[start of Source excerpt]
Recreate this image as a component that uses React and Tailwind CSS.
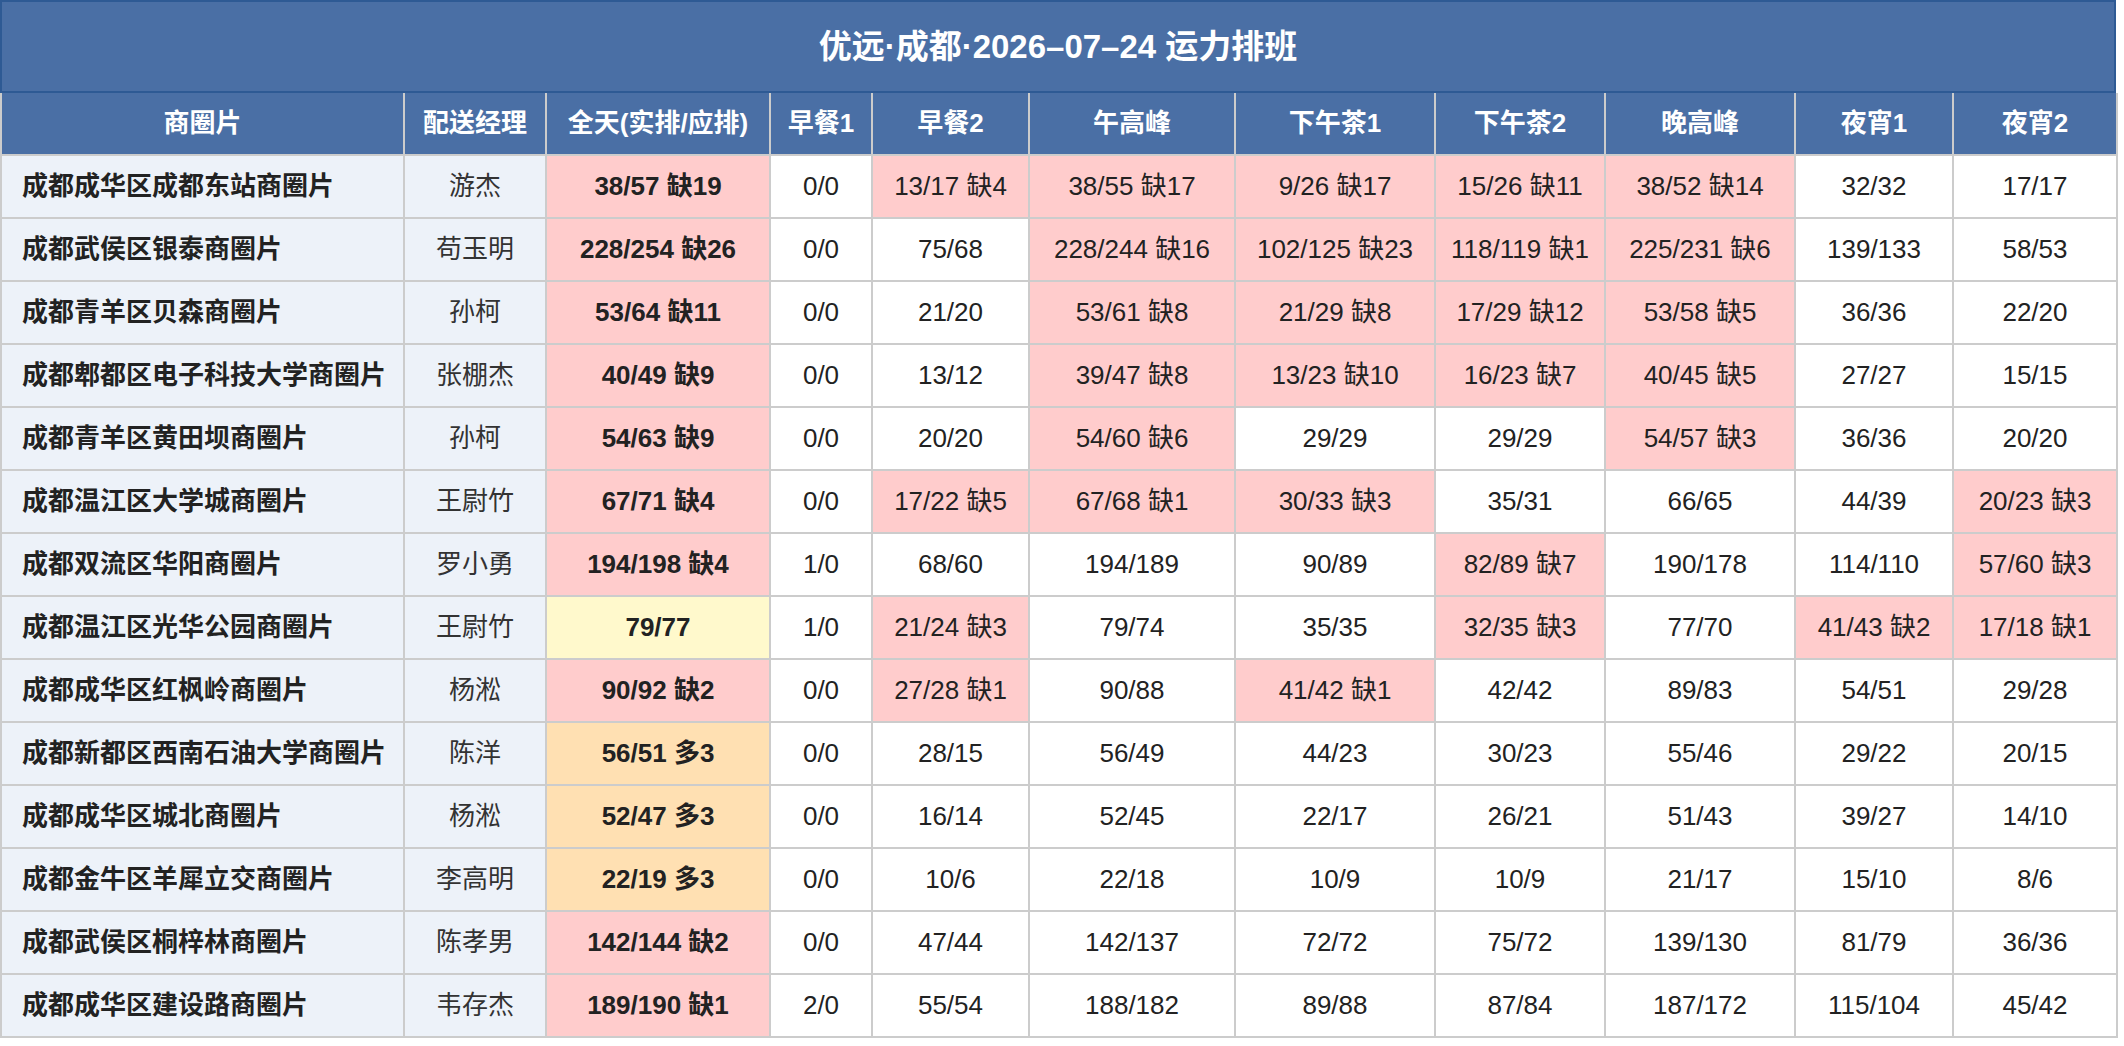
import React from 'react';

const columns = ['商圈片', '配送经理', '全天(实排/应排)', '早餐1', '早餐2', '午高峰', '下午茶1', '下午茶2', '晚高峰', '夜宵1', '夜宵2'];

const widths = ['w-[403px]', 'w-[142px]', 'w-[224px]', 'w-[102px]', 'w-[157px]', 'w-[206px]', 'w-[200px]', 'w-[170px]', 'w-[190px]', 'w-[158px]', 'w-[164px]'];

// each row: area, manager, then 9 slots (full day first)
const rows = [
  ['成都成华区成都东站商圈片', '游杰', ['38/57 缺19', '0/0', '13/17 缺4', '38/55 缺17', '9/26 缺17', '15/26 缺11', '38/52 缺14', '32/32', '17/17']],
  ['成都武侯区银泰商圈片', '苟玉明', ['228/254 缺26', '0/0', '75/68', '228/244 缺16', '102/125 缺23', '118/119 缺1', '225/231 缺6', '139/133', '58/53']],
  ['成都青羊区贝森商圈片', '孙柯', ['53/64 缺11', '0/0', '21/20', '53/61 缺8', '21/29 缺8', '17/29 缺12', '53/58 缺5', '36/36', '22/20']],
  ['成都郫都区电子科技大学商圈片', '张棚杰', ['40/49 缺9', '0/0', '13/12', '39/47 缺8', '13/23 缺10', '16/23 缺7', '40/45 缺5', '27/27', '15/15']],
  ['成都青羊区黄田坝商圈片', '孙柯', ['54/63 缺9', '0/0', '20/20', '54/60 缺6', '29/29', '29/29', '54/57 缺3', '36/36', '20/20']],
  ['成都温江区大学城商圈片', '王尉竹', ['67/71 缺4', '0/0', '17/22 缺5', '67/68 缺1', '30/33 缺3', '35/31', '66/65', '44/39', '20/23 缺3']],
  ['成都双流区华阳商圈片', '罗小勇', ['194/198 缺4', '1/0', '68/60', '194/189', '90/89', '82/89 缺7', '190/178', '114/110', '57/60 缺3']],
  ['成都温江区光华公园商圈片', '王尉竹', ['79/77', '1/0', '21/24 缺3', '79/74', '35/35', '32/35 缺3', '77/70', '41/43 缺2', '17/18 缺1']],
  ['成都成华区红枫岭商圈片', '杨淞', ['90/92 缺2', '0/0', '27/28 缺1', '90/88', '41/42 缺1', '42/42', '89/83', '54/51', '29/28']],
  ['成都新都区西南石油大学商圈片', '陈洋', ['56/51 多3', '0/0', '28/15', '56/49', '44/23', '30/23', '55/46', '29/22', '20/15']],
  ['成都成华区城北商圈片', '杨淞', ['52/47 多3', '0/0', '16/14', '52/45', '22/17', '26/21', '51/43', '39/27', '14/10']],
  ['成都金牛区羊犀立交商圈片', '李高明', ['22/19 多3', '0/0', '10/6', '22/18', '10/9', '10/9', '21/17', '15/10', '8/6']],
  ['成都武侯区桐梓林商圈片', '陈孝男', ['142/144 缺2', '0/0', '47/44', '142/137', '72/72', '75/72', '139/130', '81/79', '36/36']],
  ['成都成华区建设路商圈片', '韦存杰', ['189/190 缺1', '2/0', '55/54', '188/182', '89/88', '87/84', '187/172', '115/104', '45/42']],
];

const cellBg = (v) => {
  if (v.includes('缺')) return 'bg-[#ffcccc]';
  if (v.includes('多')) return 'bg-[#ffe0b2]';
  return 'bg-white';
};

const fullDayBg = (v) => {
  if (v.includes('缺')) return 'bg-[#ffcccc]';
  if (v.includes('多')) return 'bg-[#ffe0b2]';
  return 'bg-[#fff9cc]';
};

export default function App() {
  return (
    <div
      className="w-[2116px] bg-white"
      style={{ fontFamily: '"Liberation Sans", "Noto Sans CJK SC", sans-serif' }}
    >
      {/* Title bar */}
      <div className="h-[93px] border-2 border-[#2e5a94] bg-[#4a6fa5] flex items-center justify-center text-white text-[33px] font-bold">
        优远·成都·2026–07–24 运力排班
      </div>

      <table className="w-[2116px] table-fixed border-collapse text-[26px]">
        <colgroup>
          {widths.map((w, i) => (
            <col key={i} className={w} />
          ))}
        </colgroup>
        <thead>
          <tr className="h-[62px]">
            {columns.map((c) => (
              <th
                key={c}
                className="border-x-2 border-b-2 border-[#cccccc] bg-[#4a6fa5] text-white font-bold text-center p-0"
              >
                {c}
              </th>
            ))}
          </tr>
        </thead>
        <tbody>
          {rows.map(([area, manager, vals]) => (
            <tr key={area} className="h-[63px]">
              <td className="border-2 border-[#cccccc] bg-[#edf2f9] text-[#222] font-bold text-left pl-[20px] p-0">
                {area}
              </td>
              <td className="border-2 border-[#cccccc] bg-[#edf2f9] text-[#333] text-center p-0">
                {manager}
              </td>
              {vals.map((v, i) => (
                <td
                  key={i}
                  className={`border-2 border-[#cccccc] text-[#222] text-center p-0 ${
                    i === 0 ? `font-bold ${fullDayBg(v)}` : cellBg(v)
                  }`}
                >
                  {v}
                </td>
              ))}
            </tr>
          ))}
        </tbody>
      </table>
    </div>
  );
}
[end of Source excerpt]
# Aim:
Leave the pictures out and output the rest of the listing exactly.

# Output below:
Recreate this image as a component that uses React and Tailwind CSS.
import React from 'react';

const columns = ['商圈片', '配送经理', '全天(实排/应排)', '早餐1', '早餐2', '午高峰', '下午茶1', '下午茶2', '晚高峰', '夜宵1', '夜宵2'];

const widths = ['w-[403px]', 'w-[142px]', 'w-[224px]', 'w-[102px]', 'w-[157px]', 'w-[206px]', 'w-[200px]', 'w-[170px]', 'w-[190px]', 'w-[158px]', 'w-[164px]'];

// each row: area, manager, then 9 slots (full day first)
const rows = [
  ['成都成华区成都东站商圈片', '游杰', ['38/57 缺19', '0/0', '13/17 缺4', '38/55 缺17', '9/26 缺17', '15/26 缺11', '38/52 缺14', '32/32', '17/17']],
  ['成都武侯区银泰商圈片', '苟玉明', ['228/254 缺26', '0/0', '75/68', '228/244 缺16', '102/125 缺23', '118/119 缺1', '225/231 缺6', '139/133', '58/53']],
  ['成都青羊区贝森商圈片', '孙柯', ['53/64 缺11', '0/0', '21/20', '53/61 缺8', '21/29 缺8', '17/29 缺12', '53/58 缺5', '36/36', '22/20']],
  ['成都郫都区电子科技大学商圈片', '张棚杰', ['40/49 缺9', '0/0', '13/12', '39/47 缺8', '13/23 缺10', '16/23 缺7', '40/45 缺5', '27/27', '15/15']],
  ['成都青羊区黄田坝商圈片', '孙柯', ['54/63 缺9', '0/0', '20/20', '54/60 缺6', '29/29', '29/29', '54/57 缺3', '36/36', '20/20']],
  ['成都温江区大学城商圈片', '王尉竹', ['67/71 缺4', '0/0', '17/22 缺5', '67/68 缺1', '30/33 缺3', '35/31', '66/65', '44/39', '20/23 缺3']],
  ['成都双流区华阳商圈片', '罗小勇', ['194/198 缺4', '1/0', '68/60', '194/189', '90/89', '82/89 缺7', '190/178', '114/110', '57/60 缺3']],
  ['成都温江区光华公园商圈片', '王尉竹', ['79/77', '1/0', '21/24 缺3', '79/74', '35/35', '32/35 缺3', '77/70', '41/43 缺2', '17/18 缺1']],
  ['成都成华区红枫岭商圈片', '杨淞', ['90/92 缺2', '0/0', '27/28 缺1', '90/88', '41/42 缺1', '42/42', '89/83', '54/51', '29/28']],
  ['成都新都区西南石油大学商圈片', '陈洋', ['56/51 多3', '0/0', '28/15', '56/49', '44/23', '30/23', '55/46', '29/22', '20/15']],
  ['成都成华区城北商圈片', '杨淞', ['52/47 多3', '0/0', '16/14', '52/45', '22/17', '26/21', '51/43', '39/27', '14/10']],
  ['成都金牛区羊犀立交商圈片', '李高明', ['22/19 多3', '0/0', '10/6', '22/18', '10/9', '10/9', '21/17', '15/10', '8/6']],
  ['成都武侯区桐梓林商圈片', '陈孝男', ['142/144 缺2', '0/0', '47/44', '142/137', '72/72', '75/72', '139/130', '81/79', '36/36']],
  ['成都成华区建设路商圈片', '韦存杰', ['189/190 缺1', '2/0', '55/54', '188/182', '89/88', '87/84', '187/172', '115/104', '45/42']],
];

const cellBg = (v) => {
  if (v.includes('缺')) return 'bg-[#ffcccc]';
  if (v.includes('多')) return 'bg-[#ffe0b2]';
  return 'bg-white';
};

const fullDayBg = (v) => {
  if (v.includes('缺')) return 'bg-[#ffcccc]';
  if (v.includes('多')) return 'bg-[#ffe0b2]';
  return 'bg-[#fff9cc]';
};

export default function App() {
  return (
    <div
      className="w-[2116px] bg-white"
      style={{ fontFamily: '"Liberation Sans", "Noto Sans CJK SC", sans-serif' }}
    >
      {/* Title bar */}
      <div className="h-[93px] border-2 border-[#2e5a94] bg-[#4a6fa5] flex items-center justify-center text-white text-[33px] font-bold">
        优远·成都·2026–07–24 运力排班
      </div>

      <table className="w-[2116px] table-fixed border-collapse text-[26px]">
        <colgroup>
          {widths.map((w, i) => (
            <col key={i} className={w} />
          ))}
        </colgroup>
        <thead>
          <tr className="h-[62px]">
            {columns.map((c) => (
              <th
                key={c}
                className="border-x-2 border-b-2 border-[#cccccc] bg-[#4a6fa5] text-white font-bold text-center p-0"
              >
                {c}
              </th>
            ))}
          </tr>
        </thead>
        <tbody>
          {rows.map(([area, manager, vals]) => (
            <tr key={area} className="h-[63px]">
              <td className="border-2 border-[#cccccc] bg-[#edf2f9] text-[#222] font-bold text-left pl-[20px] p-0">
                {area}
              </td>
              <td className="border-2 border-[#cccccc] bg-[#edf2f9] text-[#333] text-center p-0">
                {manager}
              </td>
              {vals.map((v, i) => (
                <td
                  key={i}
                  className={`border-2 border-[#cccccc] text-[#222] text-center p-0 ${
                    i === 0 ? `font-bold ${fullDayBg(v)}` : cellBg(v)
                  }`}
                >
                  {v}
                </td>
              ))}
            </tr>
          ))}
        </tbody>
      </table>
    </div>
  );
}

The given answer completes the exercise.